/Glosik

Sample project for F5-TTS using MLX Swift

Primary LanguageSwiftMIT LicenseMIT

Głosik

Głosik (pronounced "gwoh-seek") is an example app to showcase the F5-TTS text-to-speech system using MLX Swift. The name comes from the Polish word "głos" (voice) with the diminutive suffix "-ik".

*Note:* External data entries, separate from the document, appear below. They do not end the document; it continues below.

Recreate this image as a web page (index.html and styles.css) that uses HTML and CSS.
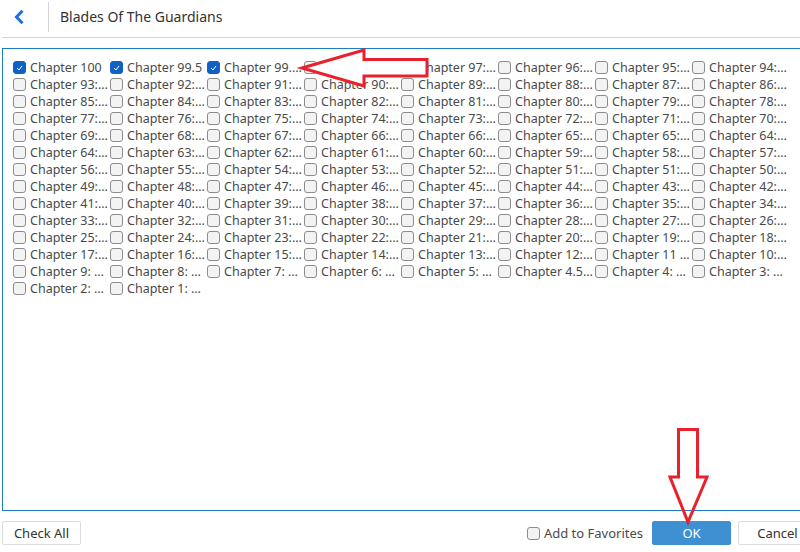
FILE: index.html
```
<!DOCTYPE html>
<html lang="en">

<head>
    <meta charset="UTF-8">
    <title>Blades Of The Guardians</title>
    <link rel="stylesheet" href="styles.css">
    <script src="chapters.js" defer></script>
</head>

<body>
    <div class="dialog">
        <header class="top-bar">
            <div class="back-btn">
                <svg width="12" height="16" viewBox="0 0 12 16">
                    <path d="M9.5 1.8 L3.5 8 L9.5 14.2" fill="none" stroke="#1e6fe0" stroke-width="3" stroke-linejoin="miter" />
                </svg>
            </div>
            <h1 class="title">Blades Of The Guardians</h1>
        </header>

        <section class="chapter-panel">
            <div class="chapter-grid" id="chapterGrid"></div>
        </section>

        <footer class="actions">
            <button class="btn">Check All</button>
            <div class="actions-right">
                <label class="fav">
                    <span class="box"></span>
                    <span>Add to Favorites</span>
                </label>
                <button class="btn btn-primary">OK</button>
                <button class="btn">Cancel</button>
            </div>
        </footer>
    </div>

    <!-- annotation arrows drawn over the dialog -->
    <svg class="annotations" width="800" height="552" viewBox="0 0 800 552">
        <polygon points="302,68 364,50 364,59.5 427,59.5 427,76 364,76 364,86" fill="#fff" stroke="#e8212b" stroke-width="3" />
        <polygon points="678.5,429.5 697.5,429.5 697.5,477 707,477 688,522 670,477 678.5,477" fill="none" stroke="#e8212b" stroke-width="3" />
    </svg>
</body>

</html>
```

FILE: chapters.js
```
var chapters = [
    ['Chapter 100', true], ['Chapter 99.5', true], ['Chapter 99.…', true], 'Chapter 98:…',
    'Chapter 97:…', 'Chapter 96:…', 'Chapter 95:…', 'Chapter 94:…',
    'Chapter 93:…', 'Chapter 92:…', 'Chapter 91:…', 'Chapter 90:…',
    'Chapter 89:…', 'Chapter 88:…', 'Chapter 87:…', 'Chapter 86:…',
    'Chapter 85:…', 'Chapter 84:…', 'Chapter 83:…', 'Chapter 82:…',
    'Chapter 81:…', 'Chapter 80:…', 'Chapter 79:…', 'Chapter 78:…',
    'Chapter 77:…', 'Chapter 76:…', 'Chapter 75:…', 'Chapter 74:…',
    'Chapter 73:…', 'Chapter 72:…', 'Chapter 71:…', 'Chapter 70:…',
    'Chapter 69:…', 'Chapter 68:…', 'Chapter 67:…', 'Chapter 66:…',
    'Chapter 66:…', 'Chapter 65:…', 'Chapter 65:…', 'Chapter 64:…',
    'Chapter 64:…', 'Chapter 63:…', 'Chapter 62:…', 'Chapter 61:…',
    'Chapter 60:…', 'Chapter 59:…', 'Chapter 58:…', 'Chapter 57:…',
    'Chapter 56:…', 'Chapter 55:…', 'Chapter 54:…', 'Chapter 53:…',
    'Chapter 52:…', 'Chapter 51:…', 'Chapter 51:…', 'Chapter 50:…',
    'Chapter 49:…', 'Chapter 48:…', 'Chapter 47:…', 'Chapter 46:…',
    'Chapter 45:…', 'Chapter 44:…', 'Chapter 43:…', 'Chapter 42:…',
    'Chapter 41:…', 'Chapter 40:…', 'Chapter 39:…', 'Chapter 38:…',
    'Chapter 37:…', 'Chapter 36:…', 'Chapter 35:…', 'Chapter 34:…',
    'Chapter 33:…', 'Chapter 32:…', 'Chapter 31:…', 'Chapter 30:…',
    'Chapter 29:…', 'Chapter 28:…', 'Chapter 27:…', 'Chapter 26:…',
    'Chapter 25:…', 'Chapter 24:…', 'Chapter 23:…', 'Chapter 22:…',
    'Chapter 21:…', 'Chapter 20:…', 'Chapter 19:…', 'Chapter 18:…',
    'Chapter 17:…', 'Chapter 16:…', 'Chapter 15:…', 'Chapter 14:…',
    'Chapter 13:…', 'Chapter 12:…', 'Chapter 11 …', 'Chapter 10:…',
    'Chapter 9: …', 'Chapter 8: …', 'Chapter 7: …', 'Chapter 6: …',
    'Chapter 5: …', 'Chapter 4.5…', 'Chapter 4: …', 'Chapter 3: …',
    'Chapter 2: …', 'Chapter 1: …'
];

var grid = document.getElementById('chapterGrid');

chapters.forEach(function (item) {
    var name = Array.isArray(item) ? item[0] : item;
    var checked = Array.isArray(item) && item[1];

    var label = document.createElement('label');
    label.className = 'chapter';

    var box = document.createElement('span');
    box.className = checked ? 'box checked' : 'box';
    if (checked) {
        box.innerHTML = '<svg width="7" height="6" viewBox="0 0 7 6"><path d="M1 3 L3 5 L6 1" fill="none" stroke="#fff" stroke-width="1"/></svg>';
    }

    var text = document.createElement('span');
    text.className = 'chapter-name';
    text.textContent = name;

    label.appendChild(box);
    label.appendChild(text);
    grid.appendChild(label);
});
```

FILE: styles.css
```
:root {
    --blue: #1a7bc9;
    --primary: #3f90d2;
    --text: #333;
    --label: #4a4a4a;
    --line: #d4d4d4;
}

* {
    margin: 0;
    padding: 0;
    box-sizing: border-box;
}

body {
    width: 800px;
    height: 552px;
    overflow: hidden;
    position: relative;
    background: #fff;
    font-family: 'Noto Sans', 'Open Sans', sans-serif;
    color: var(--text);
}

.dialog {
    width: 815px;
    margin-left: 2px;
}

.top-bar {
    display: flex;
    align-items: center;
    height: 38px;
    border-bottom: 1px solid var(--line);
}

.back-btn {
    width: 47px;
    height: 30px;
    margin-top: -4px;
    padding-left: 11px;
    display: flex;
    align-items: center;
    border-right: 1px solid var(--line);
}

.title {
    font-size: 14px;
    font-weight: normal;
    margin-left: 11px;
    margin-top: -4px;
    color: #333;
}

.chapter-panel {
    margin-top: 10px;
    height: 463px;
    border: 1px solid var(--blue);
    padding: 10px 0 0 10px;
}

.chapter-grid {
    display: grid;
    grid-template-columns: repeat(8, 97px);
    grid-auto-rows: 17px;
}

.chapter {
    display: flex;
    align-items: center;
    gap: 4px;
    font-size: 12.5px;
    color: var(--label);
    white-space: nowrap;
    overflow: hidden;
}

.box {
    flex: none;
    width: 13px;
    height: 13px;
    border: 1px solid #8c8c8c;
    border-radius: 3px;
    background: #f3f3f3;
    display: flex;
    align-items: center;
    justify-content: center;
}

.box.checked {
    background: #0f62c4;
    border-color: #0f62c4;
}

.actions {
    display: flex;
    justify-content: space-between;
    align-items: center;
    margin-top: 10px;
}

.actions-right {
    display: flex;
    align-items: center;
    gap: 7px;
}

.btn {
    height: 24px;
    width: 79px;
    border: 1px solid #dcdcdc;
    border-radius: 2px;
    background: #fff;
    font-family: inherit;
    font-size: 13px;
    color: var(--text);
}

.btn-primary {
    background: var(--primary);
    border-color: var(--primary);
    color: #fff;
}

.fav {
    display: flex;
    align-items: center;
    gap: 4px;
    font-size: 13px;
    color: var(--label);
    margin-right: 2px;
}

.annotations {
    position: absolute;
    top: 0;
    left: 0;
    pointer-events: none;
}
```
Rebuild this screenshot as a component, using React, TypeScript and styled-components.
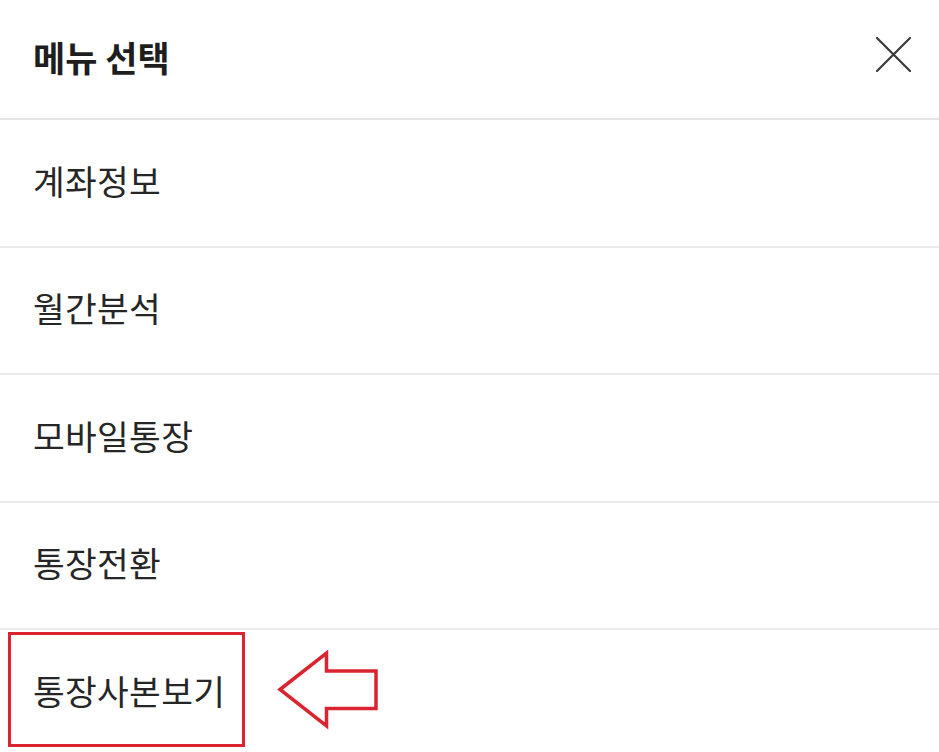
import React from "react";
import styled, { createGlobalStyle } from "styled-components";

const GlobalStyle = createGlobalStyle`
  html, body { margin: 0; padding: 0; background: #ffffff; overflow: hidden; }
  body { font-family: "Noto Sans CJK KR", "Noto Sans", sans-serif; }
`;

const Sheet = styled.div`
  width: 939px;
  height: 752px;
  display: flex;
  flex-direction: column;
  background: #ffffff;
  overflow: hidden;
`;

const Header = styled.header`
  box-sizing: border-box;
  height: 120px;
  flex: none;
  display: flex;
  align-items: center;
  justify-content: space-between;
  padding: 0 28px 4px 33px;
  border-bottom: 2px solid #e6e6e6;
`;

const Title = styled.h1`
  margin: 0 0 2px;
  font-size: 35px;
  line-height: 1;
  font-weight: 700;
  color: #1e1e1e;
  letter-spacing: 0;
`;

const CloseButton = styled.button`
  width: 35px;
  height: 35px;
  margin-bottom: 6px;
  padding: 0;
  border: 0;
  background: transparent;
  display: flex;
  align-items: center;
  justify-content: center;
  color: #3a3a3a;
`;

const MenuList = styled.ul`
  list-style: none;
  margin: 0;
  padding: 0;
  display: flex;
  flex-direction: column;
`;

const MenuItem = styled.li<{ $last?: boolean }>`
  position: relative;
  height: 125.5px;
  flex: none;
  display: flex;
  align-items: center;
  padding-left: 33px;
  border-bottom: ${(p) => (p.$last ? "none" : "2px solid #ebebeb")};
  font-size: 34.5px;
  font-weight: 400;
  color: #262626;
`;

const Label = styled.span`
  position: relative;
  top: -3px;
  line-height: 1;
  letter-spacing: 0.3px;
`;

const HighlightBox = styled.div`
  position: absolute;
  left: 8px;
  top: 2px;
  width: 237px;
  height: 115px;
  box-sizing: border-box;
  border: 3.5px solid #da2531;
  pointer-events: none;
`;

const Arrow = styled.svg`
  position: absolute;
  left: 276px;
  top: 21px;
  overflow: visible;
`;

const items = ["계좌정보", "월간분석", "모바일통장", "통장전환", "통장사본보기"];

export default function App() {
  return (
    <>
      <GlobalStyle />
      <Sheet>
        <Header>
          <Title>메뉴 선택</Title>
          <CloseButton aria-label="닫기">
            <svg width="35" height="35" viewBox="0 0 35 35">
              <path d="M1 1 L34 34 M34 1 L1 34" stroke="currentColor" strokeWidth="2.2" strokeLinecap="round" fill="none" />
            </svg>
          </CloseButton>
        </Header>
        <MenuList>
          {items.map((t, i) => {
            const last = i === items.length - 1;
            return (
              <MenuItem key={t} $last={last}>
                <Label>{t}</Label>
                {last && (
                  <>
                    <HighlightBox />
                    <Arrow width="104" height="78" viewBox="0 0 104 78">
                      <path
                        d="M4 38.5 L50.5 2 L50.5 20 L100 20 L100 57.5 L50.5 57.5 L50.5 75 Z"
                        fill="none"
                        stroke="#da2531"
                        strokeWidth="3.5"
                        strokeLinejoin="miter"
                      />
                    </Arrow>
                  </>
                )}
              </MenuItem>
            );
          })}
        </MenuList>
      </Sheet>
    </>
  );
}
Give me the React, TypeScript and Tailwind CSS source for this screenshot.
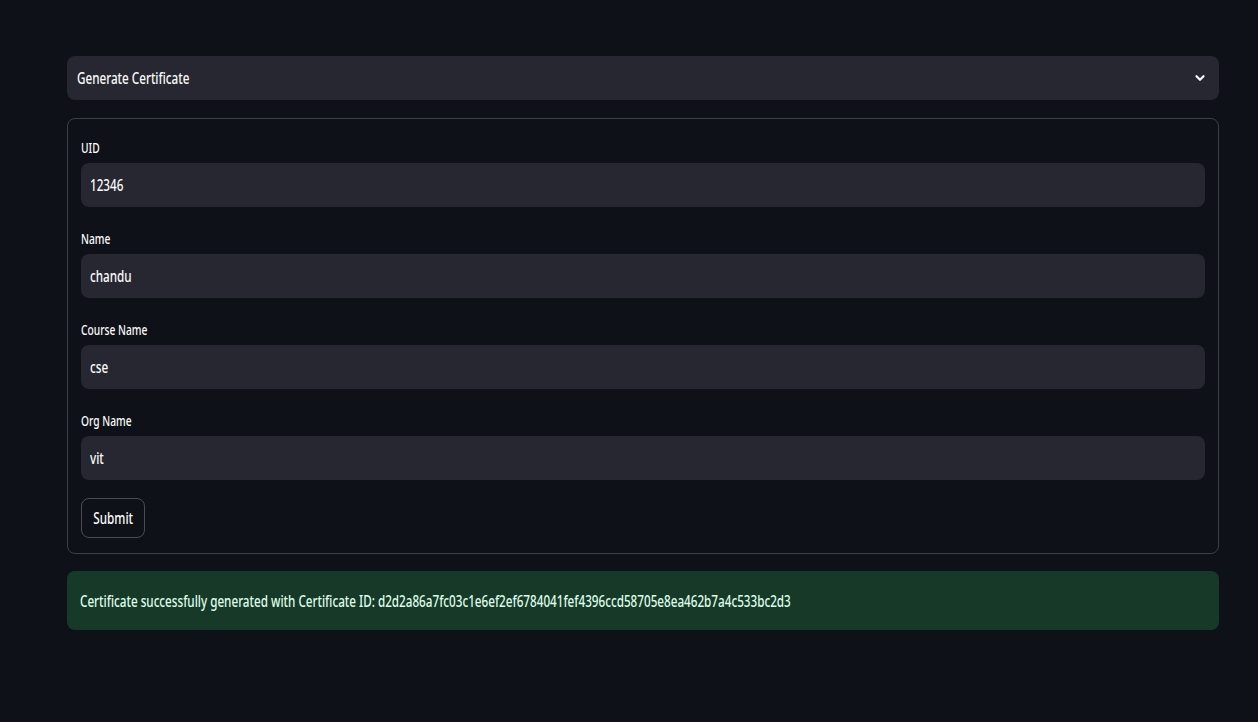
import React from "react";

const font = { fontFamily: '"Noto Sans", "Open Sans", sans-serif' };

function T({ children, className = "" }: { children: React.ReactNode; className?: string }) {
  return <span className={`inline-block origin-left scale-x-[0.73] whitespace-nowrap ${className}`}>{children}</span>;
}

function Field({ label, value }: { label: string; value: string }) {
  return (
    <div className="flex flex-col">
      <div className="h-[31px] flex items-center text-[14px] font-medium text-[#fafafa]">
        <T>{label}</T>
      </div>
      <div className="h-[44px] rounded-[8px] bg-[#262730] flex items-center px-[9px] text-[16px] font-medium text-[#fafafa]">
        <T>{value}</T>
      </div>
    </div>
  );
}

export default function App() {
  return (
    <div className="w-[1258px] h-[722px] bg-[#0e1117] pt-[56px] pl-[67px] pr-[39px] overflow-hidden" style={font}>
      <div className="h-[44px] rounded-[8px] bg-[#262730] flex items-center justify-between pl-[10px] pr-[13px]">
        <span className="text-[16px] font-medium text-[#fafafa]">
          <T>Generate Certificate</T>
        </span>
        <svg width="12" height="12" viewBox="0 0 24 24" fill="none" stroke="#fafafa" strokeWidth="4.5" strokeLinecap="round" strokeLinejoin="round">
          <path d="M5 8.5l7 7 7-7" />
        </svg>
      </div>
      <div className="mt-[18px] h-[436px] rounded-[8px] border border-[#3d3f47] px-[13px] pt-[13px] flex flex-col gap-[16px]">
        <Field label="UID" value="12346" />
        <Field label="Name" value="chandu" />
        <Field label="Course Name" value="cse" />
        <Field label="Org Name" value="vit" />
        <div className="pt-[2px]">
          <button className="h-[40px] w-[64px] rounded-[8px] border border-[#4a4c55] text-[16px] font-medium text-[#fafafa] flex items-center justify-center">
            <span className="inline-block scale-x-[0.73] whitespace-nowrap">Submit</span>
          </button>
        </div>
      </div>
      <div className="mt-[17px] h-[59px] rounded-[8px] bg-[#173a28] flex items-center px-[13px] text-[16px] font-medium text-[#dffde9]">
        <T>Certificate successfully generated with Certificate ID: d2d2a86a7fc03c1e6ef2ef6784041fef4396ccd58705e8ea462b7a4c533bc2d3</T>
      </div>
    </div>
  );
}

Here is the original repository of the implementation: https://github.com/lucasnewman/f5-tts-swift

F5TTS_demo.mp4

Watch the demo above to see Głosik in action!

Requirements

  • macOS 14.0 or later
  • iOS 16.0 or later
  • visionOS 1.0 or later
  • Xcode 15.0 or later
  • Swift 5.9 or later

Installation

  1. Clone the repository
  2. Open Glosik.xcodeproj in Xcode
  3. Build and run the project

Usage

  1. Enter the text you want to convert to speech
  2. (Optional) Record or select a reference audio sample:
    • Go to the "Reference" tab
    • Record a new audio sample and provide reference text
    • Save it as a reference sample
    • Select it from the reference picker in the "Generate" tab
  3. Click "Generate Speech" to create the audio
  4. Use the playback controls to listen to the generated speech
  5. Save the generated audio as a WAV file

Features

Text-to-Speech Generation

  • High-quality speech synthesis using F5-TTS model
  • Real-time generation progress tracking
  • Generation timing statistics
  • GPU memory usage monitoring

Reference Audio Support

  • Record new reference samples with accompanying text
  • Manage saved reference samples
  • Select reference samples for speech generation
  • Play back reference samples
  • Support for mono, 24kHz WAV format

Modern UI

  • Native SwiftUI interface
  • Split-view navigation
  • Dark mode support
  • Cross-platform support (macOS, iOS, visionOS)
  • Accessibility features

Project Structure

The project is split into two main parts:

  • Glosik: Main application
  • GlosikUI: Reusable SwiftUI components package

License

This project is licensed under the MIT License. See the LICENSE file for details.